Instruction ▸ Write out every line below that includes the word "this".

Provided records ▸
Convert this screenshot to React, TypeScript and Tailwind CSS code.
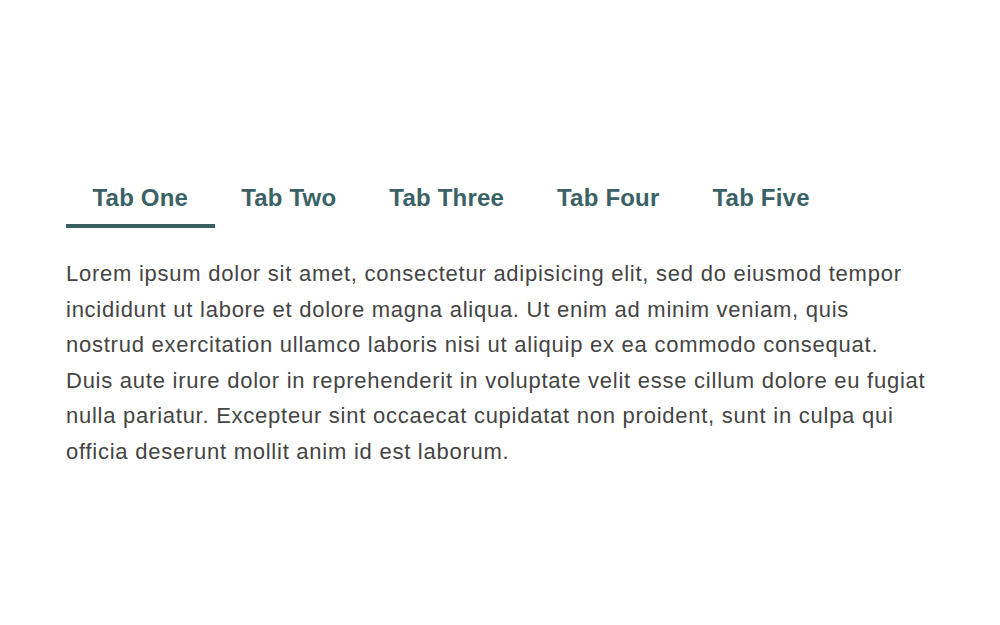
import React, { useState } from "react";

const tabs = ["Tab One", "Tab Two", "Tab Three", "Tab Four", "Tab Five"];

export default function App() {
  const [active, setActive] = useState(0);
  return (
    <div className="min-h-screen bg-white" style={{ fontFamily: '"Liberation Sans", Arial, sans-serif' }}>
      <div className="pl-[66px] pt-[181px] w-[934px]">
        <div className="flex">
          {tabs.map((t, i) => (
            <button
              key={t}
              onClick={() => setActive(i)}
              className={`px-[26.5px] pt-0 pb-[10px] text-[24px] leading-[33px] font-bold tracking-[0.2px] text-[#3a6266] border-b-4 ${
                i === active ? "border-[#3a5f63]" : "border-transparent"
              }`}
            >
              {t}
            </button>
          ))}
        </div>
        <p className="mt-[28px] w-[866px] text-[22px] leading-[35.6px] tracking-[0.75px] text-[#444444]">
          Lorem ipsum dolor sit amet, consectetur adipisicing elit, sed do eiusmod tempor incididunt ut labore et dolore magna aliqua. Ut enim ad minim veniam, quis nostrud exercitation ullamco laboris nisi ut aliquip ex ea commodo consequat. Duis aute irure dolor in reprehenderit in voluptate velit esse cillum dolore eu fugiat nulla pariatur. Excepteur sint occaecat cupidatat non proident, sunt in culpa qui officia deserunt mollit anim id est laborum.
        </p>
      </div>
    </div>
  );
}
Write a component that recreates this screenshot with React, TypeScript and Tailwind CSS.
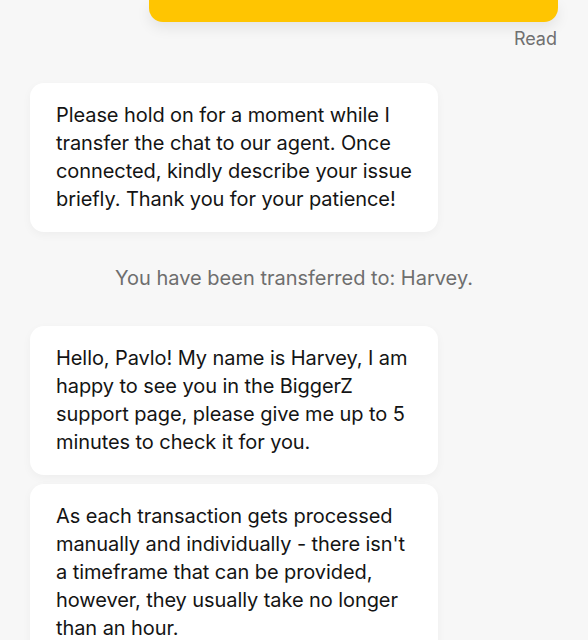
const font = { fontFamily: "Inter, 'Noto Sans', sans-serif" };

function Bubble({ lines, className = "" }: { lines: string[]; className?: string }) {
  return (
    <div
      className={`ml-[30px] w-[408px] rounded-[14px] bg-white px-[26px] pt-[18px] pb-[19px] text-[20px] leading-[28px] tracking-[-0.08px] text-[#141414] shadow-[0_3px_10px_rgba(0,0,0,0.04)] ${className}`}
    >
      {lines.map(l => (
        <div key={l} className="whitespace-nowrap">
          {l}
        </div>
      ))}
    </div>
  );
}

export default function App() {
  return (
    <div className="h-[640px] w-[588px] overflow-hidden bg-[#f7f7f7]" style={font}>
      <div className="flex justify-end pr-[30px]">
        <div className="h-[22px] w-[409px] rounded-b-[14px] bg-[#ffc501] shadow-[0_6px_14px_rgba(0,0,0,0.08)]" />
      </div>
      <div className="mt-[6px] pr-[31px] text-right text-[18px] leading-[22px] text-[#707070]">Read</div>

      <Bubble
        className="mt-[33px]"
        lines={[
          "Please hold on for a moment while I",
          "transfer the chat to our agent. Once",
          "connected, kindly describe your issue",
          "briefly. Thank you for your patience!",
        ]}
      />

      <div className="mt-[33px] text-center text-[20px] leading-[26px] text-[#6e6e6e]">
        You have been transferred to: Harvey.
      </div>

      <Bubble
        className="mt-[35px]"
        lines={[
          "Hello, Pavlo! My name is Harvey, I am",
          "happy to see you in the BiggerZ",
          "support page, please give me up to 5",
          "minutes to check it for you.",
        ]}
      />
      <Bubble
        className="mt-[9px]"
        lines={[
          "As each transaction gets processed",
          "manually and individually - there isn't",
          "a timeframe that can be provided,",
          "however, they usually take no longer",
          "than an hour.",
        ]}
      />
    </div>
  );
}
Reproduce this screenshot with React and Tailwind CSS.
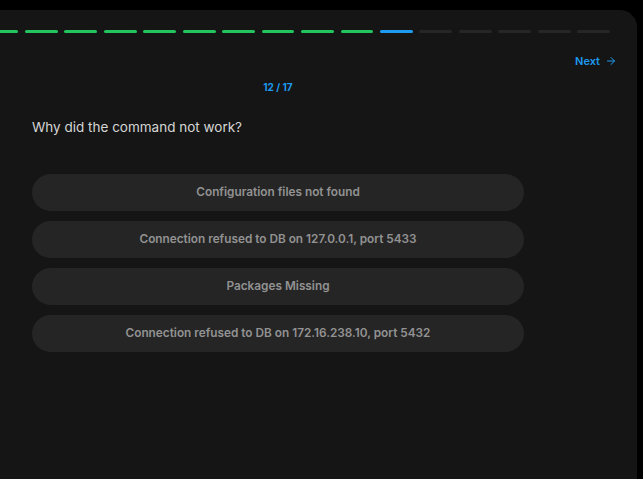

Answer below ▸
Convert this screenshot to React, TypeScript and Tailwind CSS code.
Write a component that recreates this screenshot with React, TypeScript and Tailwind CSS.
Reproduce this screenshot with React and Tailwind CSS.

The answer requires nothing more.